Cwalina Estate v. Parkland (County), 2013 ABCA 343 (Alberta Court of Appeal)

This case deals with a sale of land for property tax arrears.  It discusses issues with notice that have potential application to the professional regulatory context. The plaintiffs sued Parkland County for selling land in which they had a registered interest.  The plaintiffs hadn't received notice of the arrears and sale. The plaintiffs had corresponded with Parkland County using their current addresses, but had stopped updating their address with the Land Titles Office many years prior. As a result, notices sent to the address in the records of the Land Titles Office bounced back.
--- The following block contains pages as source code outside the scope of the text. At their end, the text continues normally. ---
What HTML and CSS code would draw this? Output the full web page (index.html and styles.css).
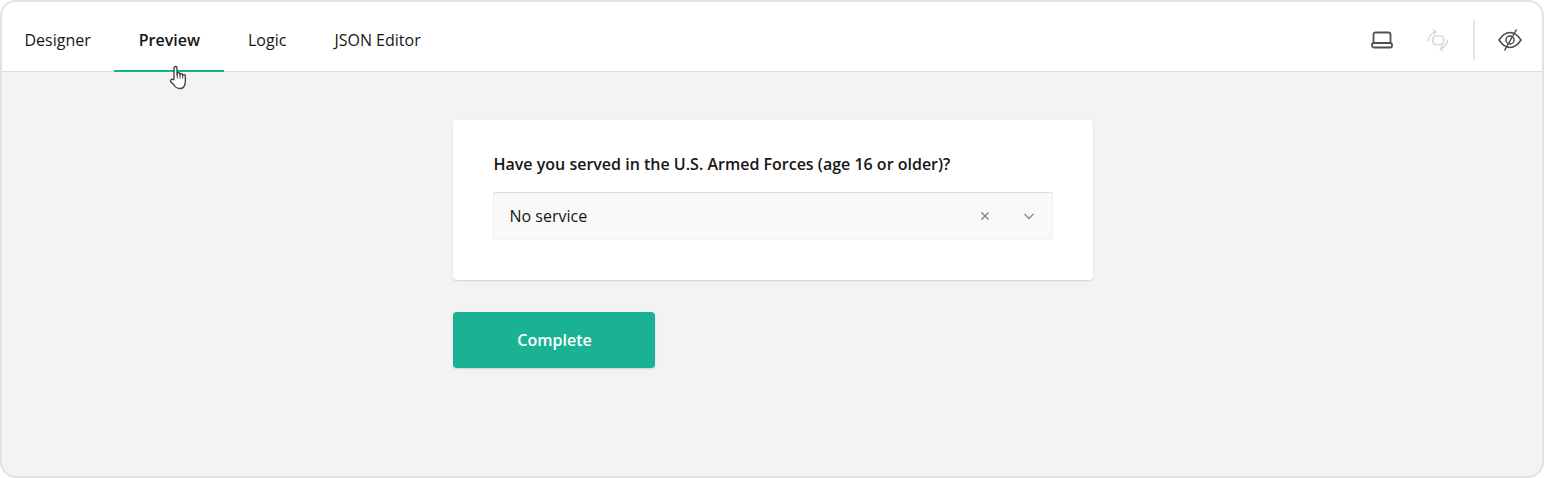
FILE: index.html
```html
<!DOCTYPE html>
<html lang="en">
<head>
  <meta charset="UTF-8" />
  <title>Survey Creator</title>
  <link rel="stylesheet" href="styles.css">
</head>
<body>
  <div class="creator">
    <header class="topbar">
      <nav class="tabs">
        <a class="tab">Designer</a>
        <a class="tab active">Preview</a>
        <a class="tab">Logic</a>
        <a class="tab">JSON Editor</a>
      </nav>
      <div class="tools">
        <button class="tool">
          <svg width="24" height="24" viewBox="0 0 24 24" fill="none" stroke="#505050" stroke-width="1.800">
            <path d="M3.500 15V6.500a2 2 0 0 1 2-2h13a2 2 0 0 1 2 2V15"/>
            <rect x="2" y="15" width="20" height="4.500" rx="1.800"/>
          </svg>
        </button>
        <button class="tool">
          <svg width="24" height="24" viewBox="0 0 24 24" fill="none" stroke="#d9d9d9" stroke-width="1.700">
            <rect x="7" y="8" width="10.500" height="8.500" rx="2.500"/>
            <path d="M2.500 13c0-4.500 3-8 7-9M21.500 11.500c0 4.500-3 8-7 9"/>
            <path d="M7 1.500L9.500 4 7.500 6.500M17 23l-2.500-2.500 2-2.500"/>
          </svg>
        </button>
        <span class="divider"></span>
        <button class="tool">
          <svg width="24" height="24" viewBox="0 0 24 24" fill="none" stroke="#4a4a4a" stroke-width="1.500">
            <path d="M1 12C4 7.500 7.600 4.500 12 4.500S20 7.500 23 12c-3 4.500-6.600 7.500-11 7.500S4 16.500 1 12z"/>
            <circle cx="12" cy="12" r="4"/>
            <path d="M18.500 1.500L6.500 22.500"/>
          </svg>
        </button>
      </div>
    </header>

    <!-- hand pointer from the capture -->
    <svg class="pointer" width="20" height="26" viewBox="0 0 20 26" fill="#fff" stroke="#3d3d3d" stroke-width="1.300" stroke-linejoin="round">
      <path d="M5 14V3a1.500 1.500 0 0 1 3 0v7l.3-1.200a1.300 1.300 0 0 1 2.600.200V10l.2-.6a1.300 1.300 0 0 1 2.500.300v1l.3-.4a1.200 1.200 0 0 1 2.300.500c.3 3 .3 6-.2 8.200-.5 2.500-2.300 4.500-5 4.500-3 0-4.500-1-6-3.500L1.600 16.500c-.8-1.300 1.200-3 2.400-1.800z"/>
      <path d="M8.300 9.500v4M11 10v3.500M13.700 10.500v3" fill="none" stroke-width="1"/>
    </svg>

    <main class="preview">
      <div class="page">
        <section class="question">
          <h5 class="question-title">Have you served in the U.S. Armed Forces (age 16 or older)?</h5>
          <div class="dropdown">
            <span class="dropdown-value">No service</span>
            <svg class="clear-icon" width="16" height="16" viewBox="0 0 16 16" fill="none" stroke="#7f7f7f" stroke-width="1.400">
              <path d="M4.500 4.500l7 7M11.500 4.500l-7 7"/>
            </svg>
            <svg class="arrow-icon" width="16" height="16" viewBox="0 0 16 16" fill="none" stroke="#8a8a8a" stroke-width="1.400">
              <path d="M3.500 6l4.500 4.500L12.500 6"/>
            </svg>
          </div>
        </section>
        <button class="complete">Complete</button>
      </div>
    </main>
  </div>
</body>
</html>
```

FILE: styles.css
```css
:root {
  --green: #19b394;
  --grey: #f3f3f3;
  --line: #dcdcdc;
  --text: #161616;
}

* {
  box-sizing: border-box;
}

html, body {
  height: 100%;
}

body {
  margin: 0;
  font-family: 'Open Sans', sans-serif;
  font-size: 16px;
  color: var(--text);
  background: #fff;
  overflow: hidden;
}

.creator {
  position: relative;
  height: 478px;
  display: flex;
  flex-direction: column;
  border: 2px solid #e2e2e2;
  border-radius: 16px;
  overflow: hidden;
  background: var(--grey);
}

.topbar {
  height: 70px;
  flex-shrink: 0;
  display: flex;
  align-items: stretch;
  justify-content: space-between;
  background: #fff;
  box-shadow: inset 0 -1px 0 var(--line);
}

.tabs {
  display: flex;
}

.tab {
  display: flex;
  align-items: center;
  padding: 6px 24px 0;
  line-height: 24px;
}

.tab:first-child {
  padding: 6px 23.500px 0 22.500px;
}

.tab.active {
  padding-left: 24.500px;
  font-weight: 600;
  box-shadow: inset 0 -2px 0 var(--green);
}

.tools {
  display: flex;
  align-items: center;
  gap: 8px;
  padding: 6px 8px 0 0;
}

.tool {
  width: 48px;
  height: 48px;
  padding: 0;
  border: none;
  background: none;
  display: flex;
  align-items: center;
  justify-content: center;
}

.divider {
  width: 2px;
  height: 40px;
  margin: 0 3px;
  background: #e6e6e6;
}

.pointer {
  position: absolute;
  left: 167px;
  top: 63px;
}

.preview {
  flex: 1;
  display: flex;
  justify-content: center;
  padding: 48px 0 0 2px;
}

.page {
  width: 640px;
}

.question {
  height: 160px;
  padding: 32px 40px 40px;
  background: #fff;
  border-radius: 4px;
  box-shadow: 0 1px 2px rgba(0, 0, 0, 0.15);
}

.question-title {
  margin: 0 0 16px;
  padding-left: 0.5px;
  font-size: 16px;
  font-weight: 600;
  line-height: 24px;
}

.dropdown {
  height: 48px;
  display: flex;
  align-items: center;
  padding: 0 16.500px;
  background: #f9f9f9;
  border-radius: 3px;
  box-shadow: inset 0 1px 1px rgba(0, 0, 0, 0.1), inset 0 0 0 1px #f3f3f3;
}

.dropdown-value {
  flex: 1;
}

.clear-icon {
  margin-right: 28px;
}

.complete {
  display: block;
  width: 202px;
  height: 56px;
  margin-top: 32px;
  padding-left: 7px;
  border: none;
  border-radius: 4px;
  background: var(--green);
  color: #fff;
  font-family: inherit;
  font-size: 16px;
  font-weight: 600;
  box-shadow: 0 1px 2px rgba(0, 0, 0, 0.15);
}
```
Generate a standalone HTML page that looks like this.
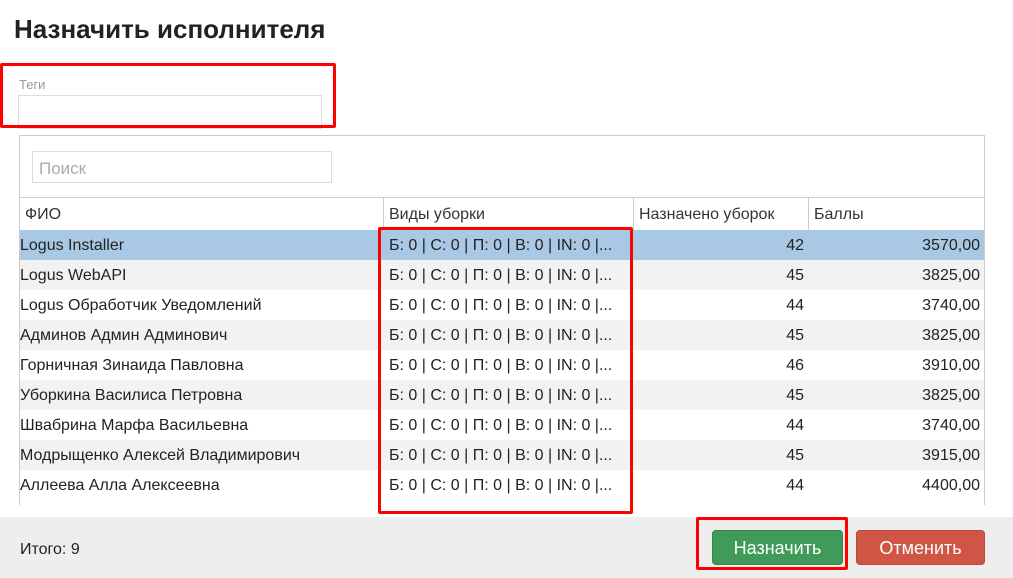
<!DOCTYPE html>
<html><head><meta charset="utf-8"><style>
*{margin:0;padding:0;box-sizing:border-box}
body{width:1013px;height:578px;background:#fff;font-family:"Liberation Sans","DejaVu Sans",sans-serif;position:relative;overflow:hidden;color:#222}
.abs{position:absolute}
h1{position:absolute;left:14px;top:14px;font-size:26px;font-weight:bold;color:#222}
.red{position:absolute;border:3px solid #f00;border-radius:2px}
.row{position:absolute;left:20px;width:964px;height:30px;font-size:16px;line-height:32px}
.row span{position:absolute;top:0;white-space:nowrap}
.c1{left:0}.c2{left:369px}.c3{right:180px}.c4{right:4px}
</style></head><body>
<h1>Назначить исполнителя</h1>
<div class="abs" style="left:19px;top:77px;font-size:13px;color:#999">Теги</div>
<div class="abs" style="left:18px;top:95px;width:304px;height:34px;border:1px solid #ddd"></div>
<div class="abs" style="left:19px;top:135px;width:966px;height:370px;border:1px solid #ccc;border-bottom:none"></div>
<div class="abs" style="left:32px;top:151px;width:300px;height:32px;border:1px solid #ddd;font-size:17px;color:#aaa;line-height:34px;padding-left:6px">Поиск</div>
<div class="abs" style="left:20px;top:197px;width:964px;height:1px;background:#ccc"></div>
<div class="abs" style="left:383px;top:198px;width:1px;height:32px;background:#ccc"></div>
<div class="abs" style="left:633px;top:198px;width:1px;height:32px;background:#ccc"></div>
<div class="abs" style="left:808px;top:198px;width:1px;height:32px;background:#ccc"></div>
<div class="row" style="top:199px;color:#333"><span class="c1" style="left:5px">ФИО</span><span style="left:369px">Виды уборки</span><span style="left:619px">Назначено уборок</span><span style="left:794px">Баллы</span></div>
<div class="row" style="top:230px;background:#a9c8e4"><span class="c1">Logus Installer</span><span class="c2">Б: 0 | С: 0 | П: 0 | В: 0 | IN: 0 |...</span><span class="c3">42</span><span class="c4">3570,00</span></div>
<div class="row" style="top:260px;background:#f2f2f2"><span class="c1">Logus WebAPI</span><span class="c2">Б: 0 | С: 0 | П: 0 | В: 0 | IN: 0 |...</span><span class="c3">45</span><span class="c4">3825,00</span></div>
<div class="row" style="top:290px"><span class="c1">Logus Обработчик Уведомлений</span><span class="c2">Б: 0 | С: 0 | П: 0 | В: 0 | IN: 0 |...</span><span class="c3">44</span><span class="c4">3740,00</span></div>
<div class="row" style="top:320px;background:#f2f2f2"><span class="c1">Админов Админ Админович</span><span class="c2">Б: 0 | С: 0 | П: 0 | В: 0 | IN: 0 |...</span><span class="c3">45</span><span class="c4">3825,00</span></div>
<div class="row" style="top:350px"><span class="c1">Горничная Зинаида Павловна</span><span class="c2">Б: 0 | С: 0 | П: 0 | В: 0 | IN: 0 |...</span><span class="c3">46</span><span class="c4">3910,00</span></div>
<div class="row" style="top:380px;background:#f2f2f2"><span class="c1">Уборкина Василиса Петровна</span><span class="c2">Б: 0 | С: 0 | П: 0 | В: 0 | IN: 0 |...</span><span class="c3">45</span><span class="c4">3825,00</span></div>
<div class="row" style="top:410px"><span class="c1">Швабрина Марфа Васильевна</span><span class="c2">Б: 0 | С: 0 | П: 0 | В: 0 | IN: 0 |...</span><span class="c3">44</span><span class="c4">3740,00</span></div>
<div class="row" style="top:440px;background:#f2f2f2"><span class="c1">Модрыщенко Алексей Владимирович</span><span class="c2">Б: 0 | С: 0 | П: 0 | В: 0 | IN: 0 |...</span><span class="c3">45</span><span class="c4">3915,00</span></div>
<div class="row" style="top:470px"><span class="c1">Аллеева Алла Алексеевна</span><span class="c2">Б: 0 | С: 0 | П: 0 | В: 0 | IN: 0 |...</span><span class="c3">44</span><span class="c4">4400,00</span></div>
<div class="abs" style="left:0;top:517px;width:1013px;height:61px;background:#eee"></div>
<div class="abs" style="left:20px;top:541px;font-size:16px">Итого: 9</div>
<div class="abs" style="left:712px;top:530px;width:131px;height:35px;background:#3f9b57;border:1px solid #348548;border-radius:4px;color:#fff;font-size:18px;text-align:center;line-height:35px">Назначить</div>
<div class="abs" style="left:856px;top:530px;width:129px;height:35px;background:#cf5545;border:1px solid #b94a3c;border-radius:4px;color:#fff;font-size:18px;text-align:center;line-height:35px">Отменить</div>
<div class="red" style="left:0;top:63px;width:336px;height:65px"></div>
<div class="red" style="left:378px;top:227px;width:255px;height:287px"></div>
<div class="red" style="left:696px;top:517px;width:152px;height:53px"></div>
</body></html>
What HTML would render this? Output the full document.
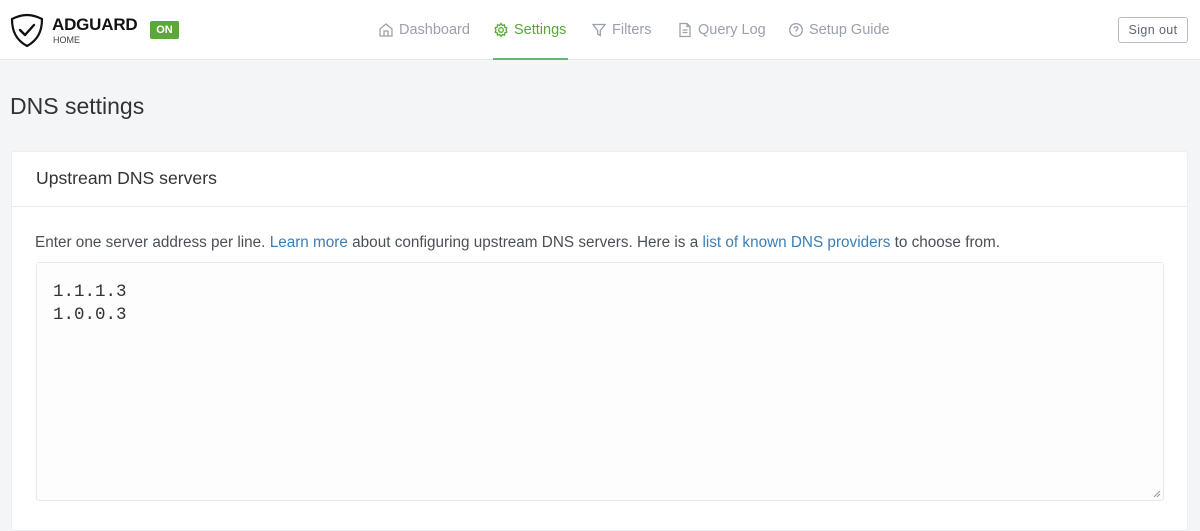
<!DOCTYPE html>
<html><head><meta charset="utf-8"><style>
*{box-sizing:border-box;margin:0;padding:0}
body{width:1200px;height:513px;overflow:hidden;background:#f4f5f7;font-family:"Liberation Sans",sans-serif;color:#495057;position:relative}
.hdr{position:absolute;left:0;top:0;width:1200px;height:60px;background:#fff;border-bottom:1px solid #e6e7ea}
.logo{position:absolute;left:10px;top:13px}
.brand{position:absolute;left:52px;top:15px;font-weight:bold;font-size:17px;color:#111;letter-spacing:-0.2px}
.home{position:absolute;left:53px;top:35px;font-size:9px;color:#444}
.on{position:absolute;left:150px;top:21px;width:29px;height:18px;background:#5aa73a;color:#fff;font-size:11px;font-weight:bold;text-align:center;line-height:18px;border-radius:2px}
.nav{position:absolute;top:22px;font-size:14.5px;color:#9aa0ac;display:flex;align-items:center;gap:5px}
.nav svg{width:16px;height:16px}
.act{color:#5aa73a}
.uline{position:absolute;left:493px;top:58px;width:75px;height:2px;background:#66b574}
.so{position:absolute;left:1118px;top:17px;width:70px;height:26px;border:1px solid #b8bcc4;border-radius:3px;font-size:12.5px;font-weight:normal;color:#5e6677;text-align:center;line-height:24px;letter-spacing:.4px}
h1{position:absolute;left:10px;top:93px;font-size:23px;font-weight:normal;color:#333}
.card{position:absolute;left:11px;top:151px;width:1177px;height:380px;background:#fff;border:1px solid #eceef1;border-radius:3px}
.ch{height:55px;border-bottom:1px solid #e9ebee;padding:16px 0 0 24px;font-size:17.6px;color:#333}
.desc{position:absolute;left:23px;top:82px;font-size:15.3px;color:#495057;white-space:nowrap}
.desc a{color:#3a7fb8;text-decoration:none}
.ta{position:absolute;left:24px;top:110px;width:1128px;height:239px;border:1px solid #e6e8eb;border-radius:3px;background:#fdfdfd;padding:18px 0 0 16px;font-family:"Liberation Mono",monospace;font-size:17.5px;line-height:23px;color:#333}
.grip{position:absolute;right:2px;bottom:2px}
</style></head><body>
<div class="hdr">
<svg class="logo" width="34" height="34" viewBox="0 0 34 34"><path d="M17 2 C11 2 6 4 2 6 C2 18 6 27 17 33 C28 27 32 18 32 6 C28 4 23 2 17 2Z" fill="none" stroke="#111" stroke-width="2.2" stroke-linejoin="round"/><path d="M10 17 L15 22 L24 12" fill="none" stroke="#111" stroke-width="2.4" stroke-linecap="round" stroke-linejoin="round"/></svg>
<div class="brand">ADGUARD</div><div class="home">HOME</div>
<div class="on">ON</div>
<div class="nav" style="left:378px"><svg viewBox="0 0 16 16" fill="none" stroke="#9aa0ac" stroke-width="1.3"><path d="M2 7 L8 2 L14 7 V14 H2Z M6 14 V9 H10 V14"/></svg>Dashboard</div>
<div class="nav act" style="left:493px"><svg viewBox="0 0 16 16" fill="none" stroke="#5aa73a" stroke-width="1.3"><circle cx="8" cy="8" r="2.3"/><path d="M8 1.5 L9.3 3.4 L11.5 2.9 L11.8 5.1 L13.9 5.9 L13 8 L13.9 10.1 L11.8 10.9 L11.5 13.1 L9.3 12.6 L8 14.5 L6.7 12.6 L4.5 13.1 L4.2 10.9 L2.1 10.1 L3 8 L2.1 5.9 L4.2 5.1 L4.5 2.9 L6.7 3.4Z"/></svg>Settings</div>
<div class="nav" style="left:591px"><svg viewBox="0 0 16 16" fill="none" stroke="#9aa0ac" stroke-width="1.3"><path d="M2 2.5 H14 L9.3 8.5 V13.5 L6.7 12 V8.5Z"/></svg>Filters</div>
<div class="nav" style="left:677px"><svg viewBox="0 0 16 16" fill="none" stroke="#9aa0ac" stroke-width="1.3"><path d="M3 1.5 H10 L13 4.5 V14.5 H3Z M10 1.5 V4.5 H13 M5.5 8 H10.5 M5.5 10.5 H10.5"/></svg>Query Log</div>
<div class="nav" style="left:788px"><svg viewBox="0 0 16 16" fill="none" stroke="#9aa0ac" stroke-width="1.3"><circle cx="8" cy="8" r="6.3"/><path d="M6 6.3 C6 4.2 10 4.2 10 6.3 C10 7.8 8 7.8 8 9.5 M8 11.2 V11.8"/></svg>Setup Guide</div>
<div class="uline"></div>
<div class="so">Sign out</div>
</div>
<h1>DNS settings</h1>
<div class="card">
<div class="ch">Upstream DNS servers</div>
<div class="desc">Enter one server address per line. <a>Learn more</a> about configuring upstream DNS servers. Here is a <a>list of known DNS providers</a> to choose from.</div>
<div class="ta">1.1.1.3<br>1.0.0.3
<svg class="grip" width="8" height="8" viewBox="0 0 8 8" stroke="#999" stroke-width="1"><path d="M1 7 L7 1 M4 7 L7 4"/></svg></div>
</div>
</body></html>
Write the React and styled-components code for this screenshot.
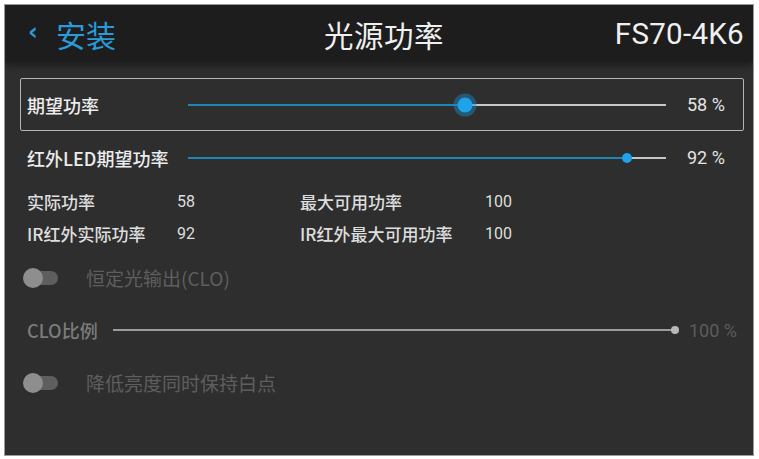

Parkland County argued that they had provided notice in accordance with their statute, the Municipal Government Act, which required that "notice must be sent to the address shown in the records of the Land Titles Office." Both the Trial Court and the Court of Appeal agreed and found for the County. The Court of Appeal held that the plain meaning was clear, that notice need only be sent to the address in the records of the Land Titles Office, and Parkland County was neither under obligation to ensure receipt, nor to locate the plaintiffs' actual, current addresses, especially considering that the plaintiffs were under statutory obligation to update their addresses at the Land Titles Office.

Comment:

As with the MGA, a number of professional regulatory statutes impose an obligation on the member to update their address in the Register, and also contain a provision stating notice is considered effected when sent to the current address in the Register. Although each case turns on its specific facts and the precise wording of the statue, this case suggests that where regulators have complied with their statute and made all reasonable attempts to provide notice, they may proceed.